## DO THIS:
Set down the data below without change, skipping the pictures it holds.
━━━━━━━━━━━━━━━━
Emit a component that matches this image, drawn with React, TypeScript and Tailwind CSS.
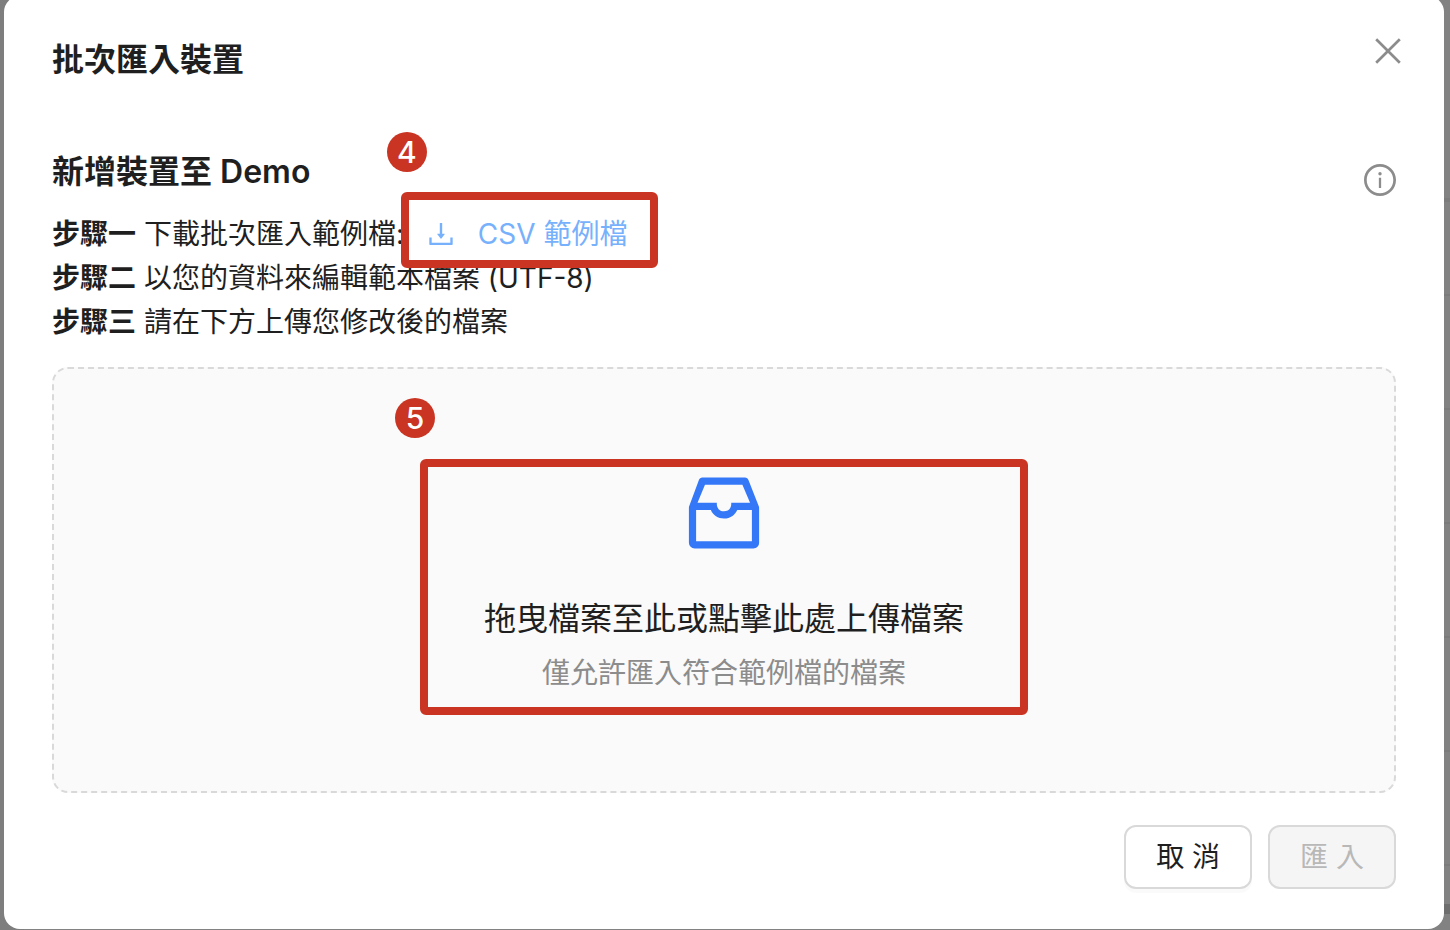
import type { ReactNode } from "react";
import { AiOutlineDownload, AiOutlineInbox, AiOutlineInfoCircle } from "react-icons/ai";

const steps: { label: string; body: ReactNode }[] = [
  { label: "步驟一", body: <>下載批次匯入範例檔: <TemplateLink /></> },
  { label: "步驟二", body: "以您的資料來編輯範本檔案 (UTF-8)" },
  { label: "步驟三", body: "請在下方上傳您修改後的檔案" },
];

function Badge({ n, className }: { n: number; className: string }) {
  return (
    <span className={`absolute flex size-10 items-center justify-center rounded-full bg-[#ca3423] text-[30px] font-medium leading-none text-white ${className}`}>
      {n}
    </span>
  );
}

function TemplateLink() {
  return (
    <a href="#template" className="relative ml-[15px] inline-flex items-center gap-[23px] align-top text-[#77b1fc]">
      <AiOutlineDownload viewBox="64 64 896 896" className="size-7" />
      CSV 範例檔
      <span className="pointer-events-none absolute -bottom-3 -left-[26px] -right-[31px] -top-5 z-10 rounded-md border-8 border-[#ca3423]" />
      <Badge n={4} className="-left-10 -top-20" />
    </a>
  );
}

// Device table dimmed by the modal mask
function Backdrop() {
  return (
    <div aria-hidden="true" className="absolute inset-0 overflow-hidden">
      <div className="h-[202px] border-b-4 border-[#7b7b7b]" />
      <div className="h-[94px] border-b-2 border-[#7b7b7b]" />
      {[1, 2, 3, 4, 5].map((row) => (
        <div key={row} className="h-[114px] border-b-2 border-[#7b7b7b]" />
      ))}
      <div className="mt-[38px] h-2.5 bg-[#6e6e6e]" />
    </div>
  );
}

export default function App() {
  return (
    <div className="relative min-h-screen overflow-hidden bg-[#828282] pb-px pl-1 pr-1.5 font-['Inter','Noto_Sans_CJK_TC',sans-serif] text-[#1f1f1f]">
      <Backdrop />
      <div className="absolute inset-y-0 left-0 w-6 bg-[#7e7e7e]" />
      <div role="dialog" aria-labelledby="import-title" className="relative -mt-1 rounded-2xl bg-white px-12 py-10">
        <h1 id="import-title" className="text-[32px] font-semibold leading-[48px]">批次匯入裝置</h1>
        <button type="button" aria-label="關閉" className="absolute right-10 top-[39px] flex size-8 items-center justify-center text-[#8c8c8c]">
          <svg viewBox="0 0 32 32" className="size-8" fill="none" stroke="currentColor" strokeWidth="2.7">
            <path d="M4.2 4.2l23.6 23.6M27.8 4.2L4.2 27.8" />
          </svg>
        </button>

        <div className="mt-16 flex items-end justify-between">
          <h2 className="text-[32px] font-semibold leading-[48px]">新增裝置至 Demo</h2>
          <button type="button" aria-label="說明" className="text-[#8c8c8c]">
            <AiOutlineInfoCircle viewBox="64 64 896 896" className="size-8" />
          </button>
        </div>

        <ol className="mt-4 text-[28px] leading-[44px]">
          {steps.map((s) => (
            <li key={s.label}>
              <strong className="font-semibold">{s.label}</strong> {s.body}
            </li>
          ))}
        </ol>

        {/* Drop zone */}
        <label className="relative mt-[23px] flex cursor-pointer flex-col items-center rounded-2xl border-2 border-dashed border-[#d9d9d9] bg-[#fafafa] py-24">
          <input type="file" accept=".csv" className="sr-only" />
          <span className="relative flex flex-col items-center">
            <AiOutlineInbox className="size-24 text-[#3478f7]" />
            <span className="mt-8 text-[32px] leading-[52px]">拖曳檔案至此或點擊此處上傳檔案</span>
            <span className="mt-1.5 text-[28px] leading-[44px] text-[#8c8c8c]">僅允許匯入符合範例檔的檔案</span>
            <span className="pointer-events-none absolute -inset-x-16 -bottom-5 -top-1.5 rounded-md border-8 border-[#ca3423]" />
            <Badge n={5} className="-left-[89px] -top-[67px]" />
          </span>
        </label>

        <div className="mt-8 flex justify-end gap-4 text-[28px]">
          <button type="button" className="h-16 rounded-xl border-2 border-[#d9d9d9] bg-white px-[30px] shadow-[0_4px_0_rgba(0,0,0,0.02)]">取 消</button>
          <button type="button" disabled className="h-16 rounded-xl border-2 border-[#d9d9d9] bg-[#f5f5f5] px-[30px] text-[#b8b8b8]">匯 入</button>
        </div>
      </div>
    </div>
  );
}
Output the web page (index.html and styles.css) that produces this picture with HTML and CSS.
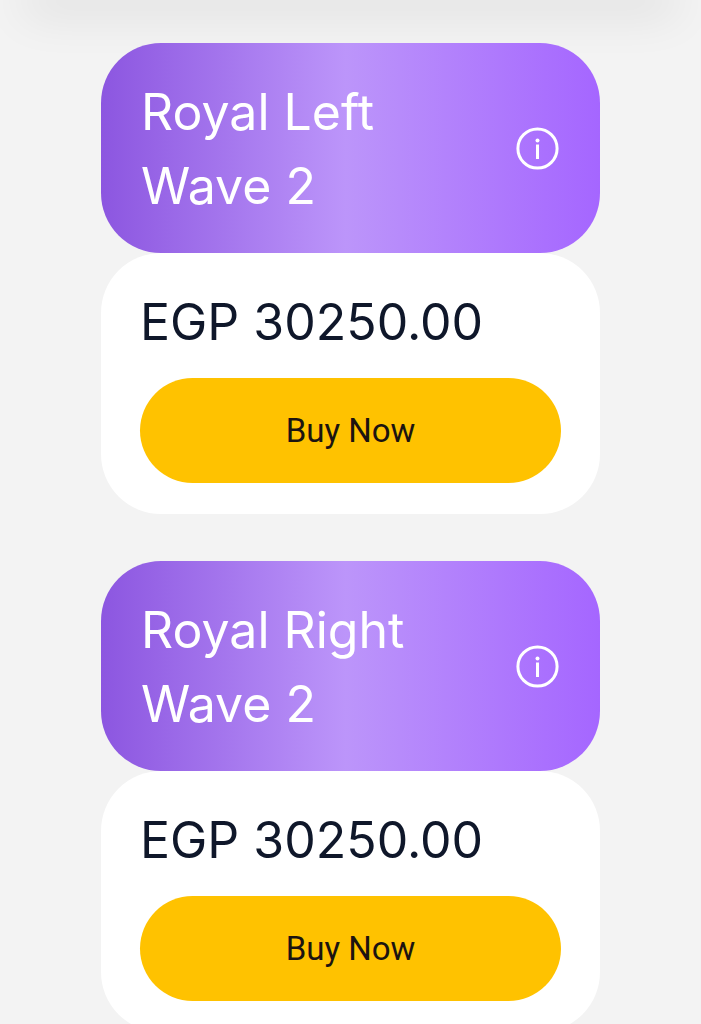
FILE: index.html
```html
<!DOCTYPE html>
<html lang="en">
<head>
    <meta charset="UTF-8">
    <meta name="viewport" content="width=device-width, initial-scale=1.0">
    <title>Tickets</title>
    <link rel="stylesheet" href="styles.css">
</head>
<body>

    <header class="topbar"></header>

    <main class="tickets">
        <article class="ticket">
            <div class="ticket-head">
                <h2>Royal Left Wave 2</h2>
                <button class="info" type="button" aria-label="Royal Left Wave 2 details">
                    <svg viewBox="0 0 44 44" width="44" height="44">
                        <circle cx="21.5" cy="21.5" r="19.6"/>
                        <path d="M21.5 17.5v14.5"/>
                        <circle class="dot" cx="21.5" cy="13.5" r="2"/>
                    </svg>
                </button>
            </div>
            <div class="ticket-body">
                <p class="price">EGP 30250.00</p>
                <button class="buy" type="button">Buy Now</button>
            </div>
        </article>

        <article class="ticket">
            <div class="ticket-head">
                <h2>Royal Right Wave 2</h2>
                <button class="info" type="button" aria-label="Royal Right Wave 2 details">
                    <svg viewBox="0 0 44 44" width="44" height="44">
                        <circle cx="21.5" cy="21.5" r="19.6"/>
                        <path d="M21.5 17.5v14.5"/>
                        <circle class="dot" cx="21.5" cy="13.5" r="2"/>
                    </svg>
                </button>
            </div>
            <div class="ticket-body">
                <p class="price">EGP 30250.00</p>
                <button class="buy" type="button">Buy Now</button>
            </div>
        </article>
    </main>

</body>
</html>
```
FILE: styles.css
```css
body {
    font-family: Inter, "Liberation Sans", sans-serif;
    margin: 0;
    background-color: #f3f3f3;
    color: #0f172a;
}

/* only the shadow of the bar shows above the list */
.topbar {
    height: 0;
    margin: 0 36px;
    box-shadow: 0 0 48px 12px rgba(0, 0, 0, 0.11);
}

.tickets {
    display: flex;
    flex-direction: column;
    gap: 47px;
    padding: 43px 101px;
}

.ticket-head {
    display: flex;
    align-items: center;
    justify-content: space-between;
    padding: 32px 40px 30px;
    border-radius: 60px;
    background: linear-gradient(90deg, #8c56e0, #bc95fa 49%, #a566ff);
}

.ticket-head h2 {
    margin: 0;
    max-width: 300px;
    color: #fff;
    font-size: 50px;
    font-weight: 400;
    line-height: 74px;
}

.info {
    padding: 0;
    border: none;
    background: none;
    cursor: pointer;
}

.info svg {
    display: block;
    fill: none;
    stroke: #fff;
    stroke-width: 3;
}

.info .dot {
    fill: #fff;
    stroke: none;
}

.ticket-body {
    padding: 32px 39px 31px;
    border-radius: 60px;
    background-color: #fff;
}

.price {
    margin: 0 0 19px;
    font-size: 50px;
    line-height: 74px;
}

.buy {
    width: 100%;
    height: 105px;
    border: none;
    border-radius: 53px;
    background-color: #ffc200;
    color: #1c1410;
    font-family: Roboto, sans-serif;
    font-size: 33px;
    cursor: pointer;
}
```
━━━━━━━━━━━━━━━━
## ANSWER TO THIS PROBLEM:
Emit a component that matches this image, drawn with React, TypeScript and Tailwind CSS.
import type { ReactNode } from "react";
import { AiOutlineDownload, AiOutlineInbox, AiOutlineInfoCircle } from "react-icons/ai";

const steps: { label: string; body: ReactNode }[] = [
  { label: "步驟一", body: <>下載批次匯入範例檔: <TemplateLink /></> },
  { label: "步驟二", body: "以您的資料來編輯範本檔案 (UTF-8)" },
  { label: "步驟三", body: "請在下方上傳您修改後的檔案" },
];

function Badge({ n, className }: { n: number; className: string }) {
  return (
    <span className={`absolute flex size-10 items-center justify-center rounded-full bg-[#ca3423] text-[30px] font-medium leading-none text-white ${className}`}>
      {n}
    </span>
  );
}

function TemplateLink() {
  return (
    <a href="#template" className="relative ml-[15px] inline-flex items-center gap-[23px] align-top text-[#77b1fc]">
      <AiOutlineDownload viewBox="64 64 896 896" className="size-7" />
      CSV 範例檔
      <span className="pointer-events-none absolute -bottom-3 -left-[26px] -right-[31px] -top-5 z-10 rounded-md border-8 border-[#ca3423]" />
      <Badge n={4} className="-left-10 -top-20" />
    </a>
  );
}

// Device table dimmed by the modal mask
function Backdrop() {
  return (
    <div aria-hidden="true" className="absolute inset-0 overflow-hidden">
      <div className="h-[202px] border-b-4 border-[#7b7b7b]" />
      <div className="h-[94px] border-b-2 border-[#7b7b7b]" />
      {[1, 2, 3, 4, 5].map((row) => (
        <div key={row} className="h-[114px] border-b-2 border-[#7b7b7b]" />
      ))}
      <div className="mt-[38px] h-2.5 bg-[#6e6e6e]" />
    </div>
  );
}

export default function App() {
  return (
    <div className="relative min-h-screen overflow-hidden bg-[#828282] pb-px pl-1 pr-1.5 font-['Inter','Noto_Sans_CJK_TC',sans-serif] text-[#1f1f1f]">
      <Backdrop />
      <div className="absolute inset-y-0 left-0 w-6 bg-[#7e7e7e]" />
      <div role="dialog" aria-labelledby="import-title" className="relative -mt-1 rounded-2xl bg-white px-12 py-10">
        <h1 id="import-title" className="text-[32px] font-semibold leading-[48px]">批次匯入裝置</h1>
        <button type="button" aria-label="關閉" className="absolute right-10 top-[39px] flex size-8 items-center justify-center text-[#8c8c8c]">
          <svg viewBox="0 0 32 32" className="size-8" fill="none" stroke="currentColor" strokeWidth="2.7">
            <path d="M4.2 4.2l23.6 23.6M27.8 4.2L4.2 27.8" />
          </svg>
        </button>

        <div className="mt-16 flex items-end justify-between">
          <h2 className="text-[32px] font-semibold leading-[48px]">新增裝置至 Demo</h2>
          <button type="button" aria-label="說明" className="text-[#8c8c8c]">
            <AiOutlineInfoCircle viewBox="64 64 896 896" className="size-8" />
          </button>
        </div>

        <ol className="mt-4 text-[28px] leading-[44px]">
          {steps.map((s) => (
            <li key={s.label}>
              <strong className="font-semibold">{s.label}</strong> {s.body}
            </li>
          ))}
        </ol>

        {/* Drop zone */}
        <label className="relative mt-[23px] flex cursor-pointer flex-col items-center rounded-2xl border-2 border-dashed border-[#d9d9d9] bg-[#fafafa] py-24">
          <input type="file" accept=".csv" className="sr-only" />
          <span className="relative flex flex-col items-center">
            <AiOutlineInbox className="size-24 text-[#3478f7]" />
            <span className="mt-8 text-[32px] leading-[52px]">拖曳檔案至此或點擊此處上傳檔案</span>
            <span className="mt-1.5 text-[28px] leading-[44px] text-[#8c8c8c]">僅允許匯入符合範例檔的檔案</span>
            <span className="pointer-events-none absolute -inset-x-16 -bottom-5 -top-1.5 rounded-md border-8 border-[#ca3423]" />
            <Badge n={5} className="-left-[89px] -top-[67px]" />
          </span>
        </label>

        <div className="mt-8 flex justify-end gap-4 text-[28px]">
          <button type="button" className="h-16 rounded-xl border-2 border-[#d9d9d9] bg-white px-[30px] shadow-[0_4px_0_rgba(0,0,0,0.02)]">取 消</button>
          <button type="button" disabled className="h-16 rounded-xl border-2 border-[#d9d9d9] bg-[#f5f5f5] px-[30px] text-[#b8b8b8]">匯 入</button>
        </div>
      </div>
    </div>
  );
}
Output the web page (index.html and styles.css) that produces this picture with HTML and CSS.
FILE: index.html
```html
<!DOCTYPE html>
<html lang="en">
<head>
    <meta charset="UTF-8">
    <meta name="viewport" content="width=device-width, initial-scale=1.0">
    <title>Tickets</title>
    <link rel="stylesheet" href="styles.css">
</head>
<body>

    <header class="topbar"></header>

    <main class="tickets">
        <article class="ticket">
            <div class="ticket-head">
                <h2>Royal Left Wave 2</h2>
                <button class="info" type="button" aria-label="Royal Left Wave 2 details">
                    <svg viewBox="0 0 44 44" width="44" height="44">
                        <circle cx="21.5" cy="21.5" r="19.6"/>
                        <path d="M21.5 17.5v14.5"/>
                        <circle class="dot" cx="21.5" cy="13.5" r="2"/>
                    </svg>
                </button>
            </div>
            <div class="ticket-body">
                <p class="price">EGP 30250.00</p>
                <button class="buy" type="button">Buy Now</button>
            </div>
        </article>

        <article class="ticket">
            <div class="ticket-head">
                <h2>Royal Right Wave 2</h2>
                <button class="info" type="button" aria-label="Royal Right Wave 2 details">
                    <svg viewBox="0 0 44 44" width="44" height="44">
                        <circle cx="21.5" cy="21.5" r="19.6"/>
                        <path d="M21.5 17.5v14.5"/>
                        <circle class="dot" cx="21.5" cy="13.5" r="2"/>
                    </svg>
                </button>
            </div>
            <div class="ticket-body">
                <p class="price">EGP 30250.00</p>
                <button class="buy" type="button">Buy Now</button>
            </div>
        </article>
    </main>

</body>
</html>
```
FILE: styles.css
```css
body {
    font-family: Inter, "Liberation Sans", sans-serif;
    margin: 0;
    background-color: #f3f3f3;
    color: #0f172a;
}

/* only the shadow of the bar shows above the list */
.topbar {
    height: 0;
    margin: 0 36px;
    box-shadow: 0 0 48px 12px rgba(0, 0, 0, 0.11);
}

.tickets {
    display: flex;
    flex-direction: column;
    gap: 47px;
    padding: 43px 101px;
}

.ticket-head {
    display: flex;
    align-items: center;
    justify-content: space-between;
    padding: 32px 40px 30px;
    border-radius: 60px;
    background: linear-gradient(90deg, #8c56e0, #bc95fa 49%, #a566ff);
}

.ticket-head h2 {
    margin: 0;
    max-width: 300px;
    color: #fff;
    font-size: 50px;
    font-weight: 400;
    line-height: 74px;
}

.info {
    padding: 0;
    border: none;
    background: none;
    cursor: pointer;
}

.info svg {
    display: block;
    fill: none;
    stroke: #fff;
    stroke-width: 3;
}

.info .dot {
    fill: #fff;
    stroke: none;
}

.ticket-body {
    padding: 32px 39px 31px;
    border-radius: 60px;
    background-color: #fff;
}

.price {
    margin: 0 0 19px;
    font-size: 50px;
    line-height: 74px;
}

.buy {
    width: 100%;
    height: 105px;
    border: none;
    border-radius: 53px;
    background-color: #ffc200;
    color: #1c1410;
    font-family: Roboto, sans-serif;
    font-size: 33px;
    cursor: pointer;
}
```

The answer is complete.